Sample Learning Objectives
  • Create and interpret a multiple sequence alignment (e.g., T-COFFEE, MUSCLE, etc.).
  • Describe the components of a phylogenetic tree (e.g., root, node, leaf).
  • Explain the various types of phylogenetic trees (e.g., rooted, unrooted).
  • Interpret a phylogenetic tree (e.g., which organism is most closely related to a given organism in the tree)
  • Sketch a phylogenetic tree from its Newick representation.
  • Use bootstrapping to assess the quality of a phylogenetic tree.
  • Create a phylogenetic tree for a set of related sequences (nucleotide or amino acid) (e.g., MEGA).
  • Use pre-existing tools to analyze a metagenomic data set to determine the set of organisms present in a metagenomic sample (e.g., 16s rRNA, Greengenes, mothur, etc.)
Computational Skills

How do biologists employ software development as part of the scientific discovery process?

Sample Learning Objectives
  • Write a script to calculate the reverse complement of a nucleotide sequence
  • Write a script to determine reading frames of a nucleotide sequence.
  • Write a script to calculate melting point of double-stranded DNA.
  • Write a script to retrieve the promoter regions for a set of related genes.
  • Write a script to find the longest open reading frame in a given nucleotide sequence
  • Write a script to calculate the reverse complement of a nucleotide sequence.
  • Write a script to convert an RNA sequence to cDNA and to amino acids
  • Write a script to calculate molecular weight and isoelectric point.
  • Write a script to count amino acid frequency.
  • Write a script that compares the relative hydrophilicity/hydrophobicity of two protein sequences.

What higher-level computational skills can be used in bioinformatics research?

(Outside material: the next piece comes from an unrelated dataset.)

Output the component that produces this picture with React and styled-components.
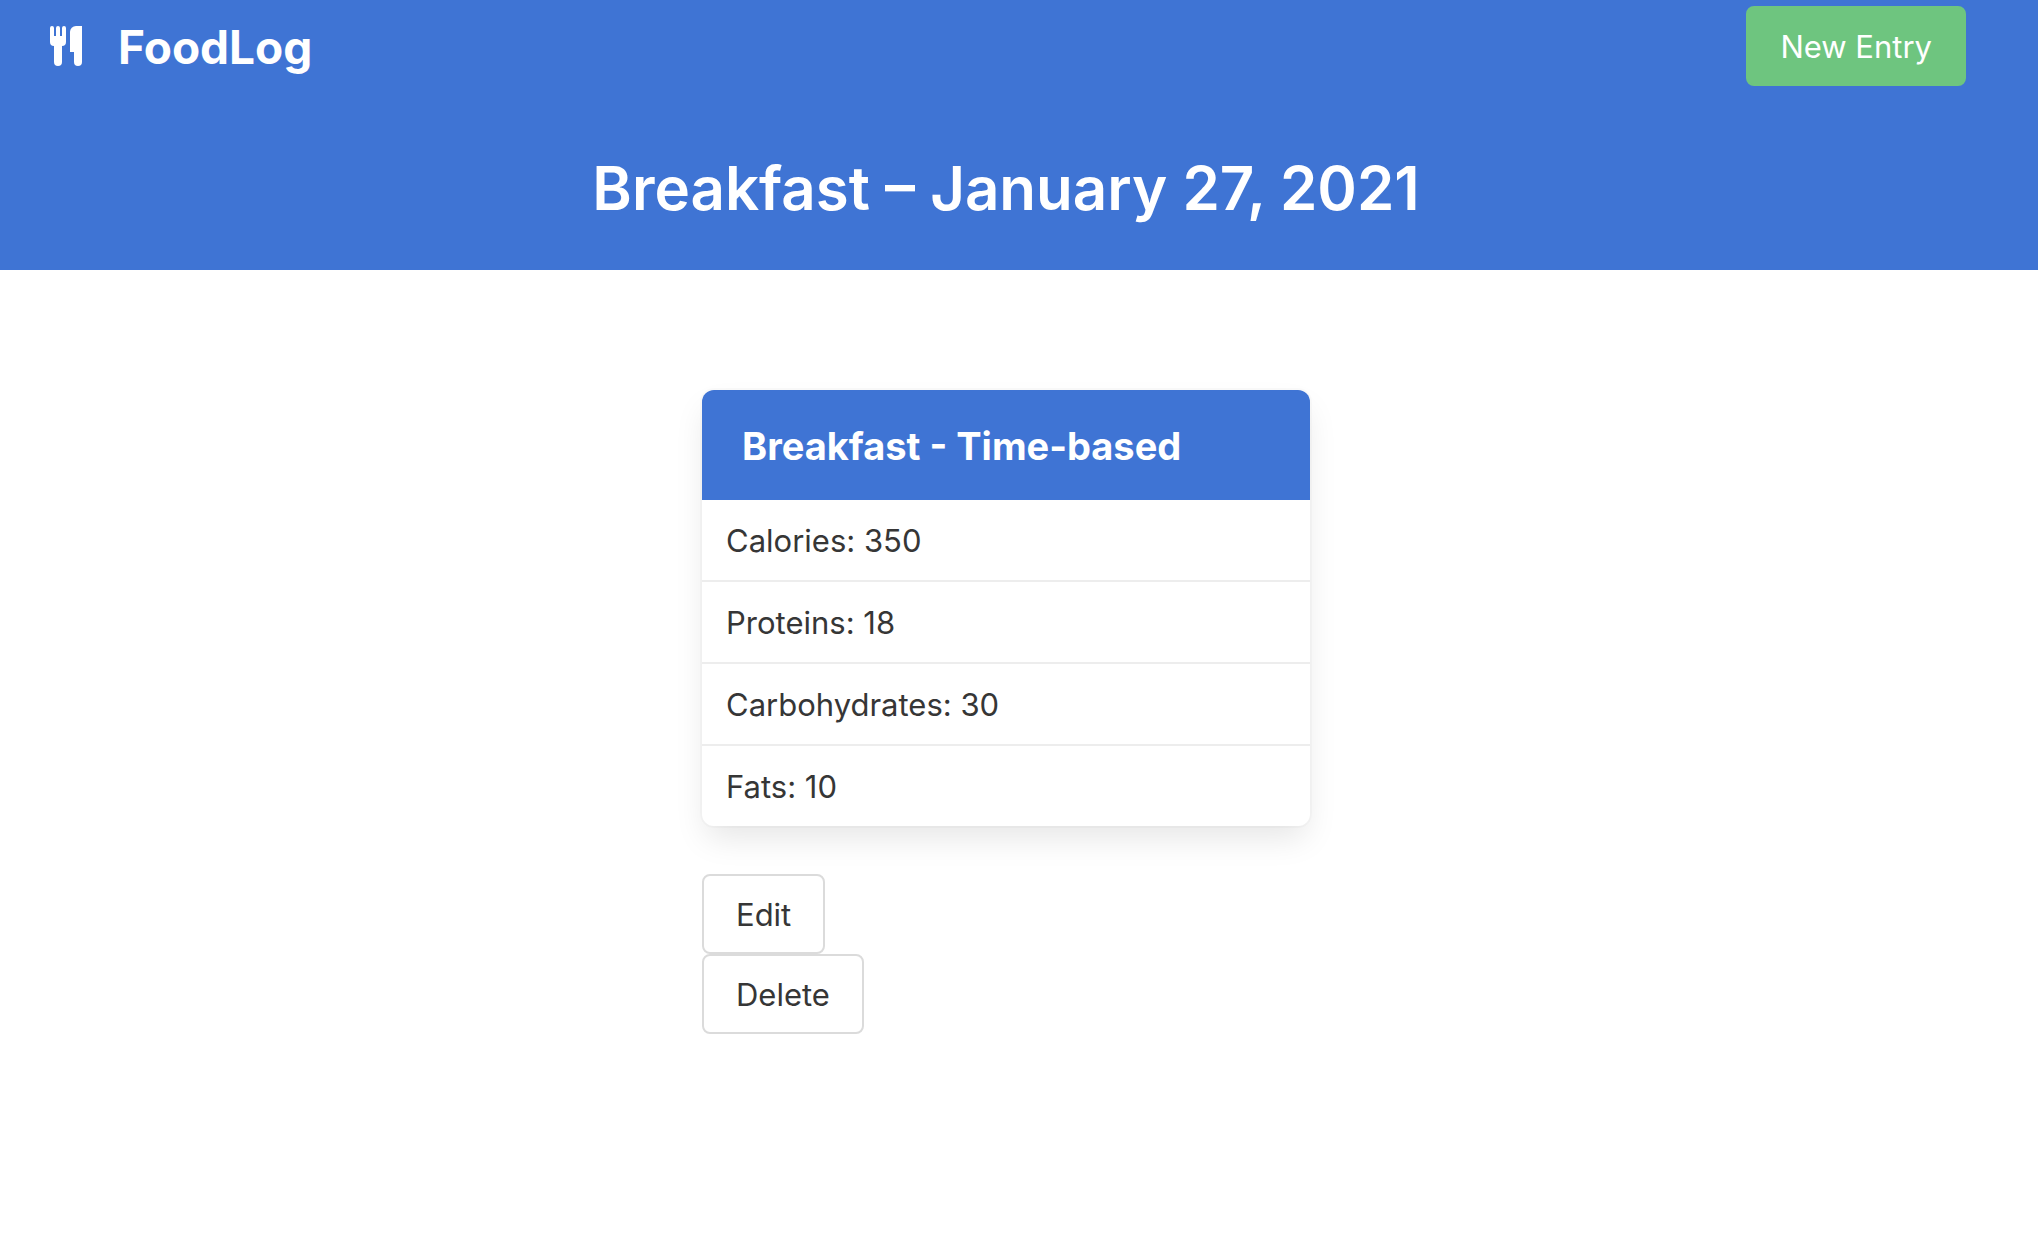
import React from 'react';
import styled, { createGlobalStyle } from 'styled-components';

const GlobalStyle = createGlobalStyle`
  *, *::before, *::after { box-sizing: border-box; }
  body {
    margin: 0;
    background: #ffffff;
    color: #363636;
    font-family: Inter, "Liberation Sans", sans-serif;
    font-size: 31px;
    line-height: 48px;
  }
`;

const Header = styled.header`
  background: #3f74d4;
  color: #ffffff;
`;

const Nav = styled.nav`
  display: flex;
  align-items: center;
  justify-content: space-between;
  padding: 6px 72px 6px 46px;
`;

const Brand = styled.a`
  display: flex;
  align-items: center;
  gap: 32px;
  color: inherit;
  text-decoration: none;
`;

const BrandName = styled.span`
  padding-top: 2px;
  font-size: 46px;
  font-weight: 700;
`;

const Button = styled.button`
  height: 80px;
  padding: 2px 32px 0;
  border: 2px solid ${({ $primary }) => ($primary ? '#6ec57f' : '#dbdbdb')};
  border-radius: 8px;
  background: ${({ $primary }) => ($primary ? '#6ec57f' : '#ffffff')};
  color: ${({ $primary }) => ($primary ? '#ffffff' : '#363636')};
  font: inherit;
  cursor: pointer;
`;

const Title = styled.h1`
  margin: 0;
  padding: 60px 26px 46px 0;
  font-size: 60px;
  font-weight: 600;
  line-height: 72px;
  text-align: center;
`;

const Main = styled.main`
  display: flex;
  justify-content: center;
  padding: 120px 26px 48px 0;
`;

const Column = styled.div`
  width: 608px;
  max-width: 100%;
`;

const Panel = styled.section`
  margin-bottom: 48px;
  border-radius: 12px;
  box-shadow: 0 16px 32px -4px rgba(10, 10, 10, 0.1), 0 0 0 2px rgba(10, 10, 10, 0.02);
`;

const PanelHeading = styled.h2`
  margin: 0;
  padding: 31px 40px 29px;
  border-radius: 12px 12px 0 0;
  background: #3f74d4;
  color: #ffffff;
  font-size: 38px;
  font-weight: 700;
  line-height: 50px;
`;

const Facts = styled.ul`
  margin: 0;
  padding: 0;
  list-style: none;
`;

const Fact = styled.li`
  padding: 17px 24px 15px;

  &:not(:last-child) {
    border-bottom: 2px solid #ededed;
  }
`;

const Actions = styled.div`
  display: flex;
  flex-direction: column;
  align-items: flex-start;
`;

const facts = [
  { label: 'Calories', value: 350 },
  { label: 'Proteins', value: 18 },
  { label: 'Carbohydrates', value: 30 },
  { label: 'Fats', value: 10 },
];

function CutleryIcon() {
  return (
    <svg width="40" height="40" viewBox="0 0 20 20" fill="currentColor" aria-hidden="true">
      <path d="M18 11v7a2 2 0 0 1-4 0v-5h-2V3a3 3 0 0 1 3-3h3v11zM4 10a2 2 0 0 1-2-2V1a1 1 0 0 1 2 0v4h1V1a1 1 0 0 1 2 0v4h1V1a1 1 0 0 1 2 0v7a2 2 0 0 1-2 2v8a2 2 0 0 1-4 0v-8z" />
    </svg>
  );
}

export default function App() {
  return (
    <>
      <GlobalStyle />
      <Header>
        <Nav>
          <Brand href="#">
            <CutleryIcon />
            <BrandName>FoodLog</BrandName>
          </Brand>
          <Button type="button" $primary>New Entry</Button>
        </Nav>
        <Title>Breakfast – January 27, 2021</Title>
      </Header>
      <Main>
        <Column>
          <Panel>
            <PanelHeading>Breakfast - Time-based</PanelHeading>
            <Facts>
              {facts.map(({ label, value }) => (
                <Fact key={label}>{`${label}: ${value}`}</Fact>
              ))}
            </Facts>
          </Panel>
          <Actions>
            <Button type="button">Edit</Button>
            <Button type="button">Delete</Button>
          </Actions>
        </Column>
      </Main>
    </>
  );
}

Sample Learning Objectives
  • Use a spreadsheet to perform simple data analysis.
  • Use a spreadsheet to open, read, parse, modify and output comma-separate (.csv) files that will be ready to use in subsequent tools.
  • Perform elementary statistical analysis on an “omics” dataset (e.g. using Excel or Weka).
  • Perform Input/Output with data files.
  • Interact with remote servers.
  • Construct a bioinformatics pipeline.
  • Use open source libraries and packages (e.g., BioPerl, Biopython, R, BioConductor).
  • Use programs at the Unix/Linux command line to analyze bioinformatics data.
  • Use graph theory to represent data networks.